2017 Eden World Women's Snooker Championship

Tournament information
- Dates: 13–19 March 2017
- Venue: Lagoon Billiard Room
- Country: Singapore
- Organisation: World Ladies Billiards and Snooker
- Format: Round Robin, Single elimination
- Total prize fund: £15,000
- Winner's share: £5,000
- Highest break: 76 Ng On-yee

Final
- Champion: Ng On-yee (HKG)
- Runner-up: Vidya Pillai (IND)
- Score: 6–5

= 2017 World Women's Snooker Championship =

Amateur snooker event, held March 2017

The 2017 World Women's Snooker Championship was a women's snooker tournament that took place at the Lagoon Billiard Room in Toa Payoh, Singapore, from 13 to 19 March 2017. The event was the 2017 edition of the World Women's Snooker Championship first held in 1976. The event was won by Hong Kong's Ng On-yee, who defeated Vidya Pillai in the final 6–5. Playing time in the final was 8 hours and 4 minutes, making it the longest recorded best-of-11- match, surpassing the previous record of 7 hours and 14 minutes set at the 1992 UK Championship.

The event featured a total prize fund of £15,000, with the winner receiving £5,000. On-yee scored the highest break of the tournament, a 76. The competition was sponsored by Eden Resources.

==Background==
The tournament was held at the Lagoon Billiard Room in Toa Payoh, Singapore, the first time in more than 20 years that the women's championship had been held outside the United Kingdom. Entry was on an invitational basis, with 32 players, from ten different countries competing. The competition was sponsored by Eden Resources.

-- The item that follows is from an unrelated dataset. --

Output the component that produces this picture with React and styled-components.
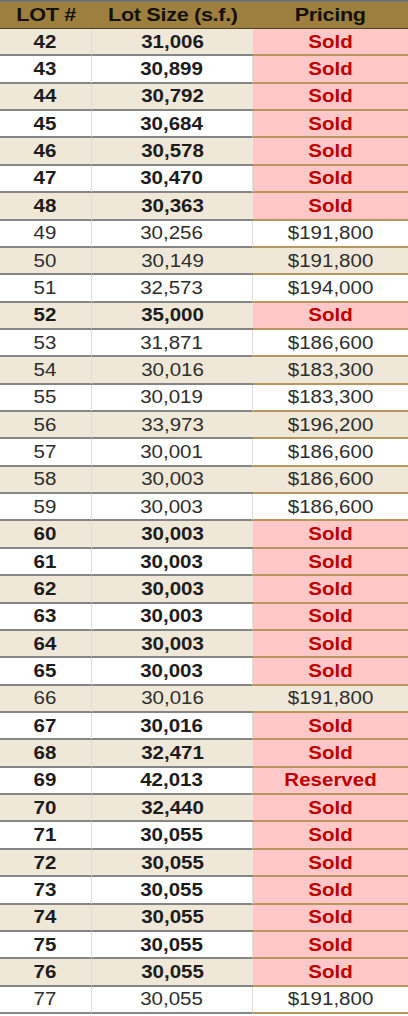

The event featured eight groups of four players, with the top two players from each group progressing. The event was split after the group stage, with players not reaching the main knockout tournament competing in a parallel tournament named the "Challenge Cup". Matches were played as best-of-five frames in the group stage, increasing in each round up to the final which was played as a best-of-11-frames match.

===Seeding===
There were eight seeded players for the tournament, determined by rankings following the 2017 Connie Gough Tournament held in February 2017, who were drawn into separate groups. The seeded players were:

1. Reanne Evans (ENG)
2. Ng On-yee (HKG)
3. Maria Catalano (ENG)
4. Laura Evans (WAL)
5. Tatjana Vasiljeva (LAT)
6. Suzie Opacic (ENG)
7. Katrina Wan (HKG)
8. Rebecca Granger (ENG)

==Tournament summary==
Group stages were played on 13 March. There were eight groups of four players with the top two progressing from each group. Group stage matches were all played as best-of-five-, with being played. Reanne Evans won all 15 frames across her three matches, whilst both Katrina Wan and Rebecca Kenna won 14 frames each, losing just one.

In the semi-finals, Ng On-yee came back from 60 points down in the deciding frame to beat defending champion Reanne Evans 5–4. Vidya Pillai defeated Rebecca Kenna 5–1 to become the first championship finalist ever from India.

On her way to the final, Pillai defeated four of the eight seeded players – Maria Catalano in the group stage, then Tatjana Vasiljeva, Katrina Wan, and Kenna in the knockouts. On-yee against Pillai was the first all-Asian final in the history of the championship.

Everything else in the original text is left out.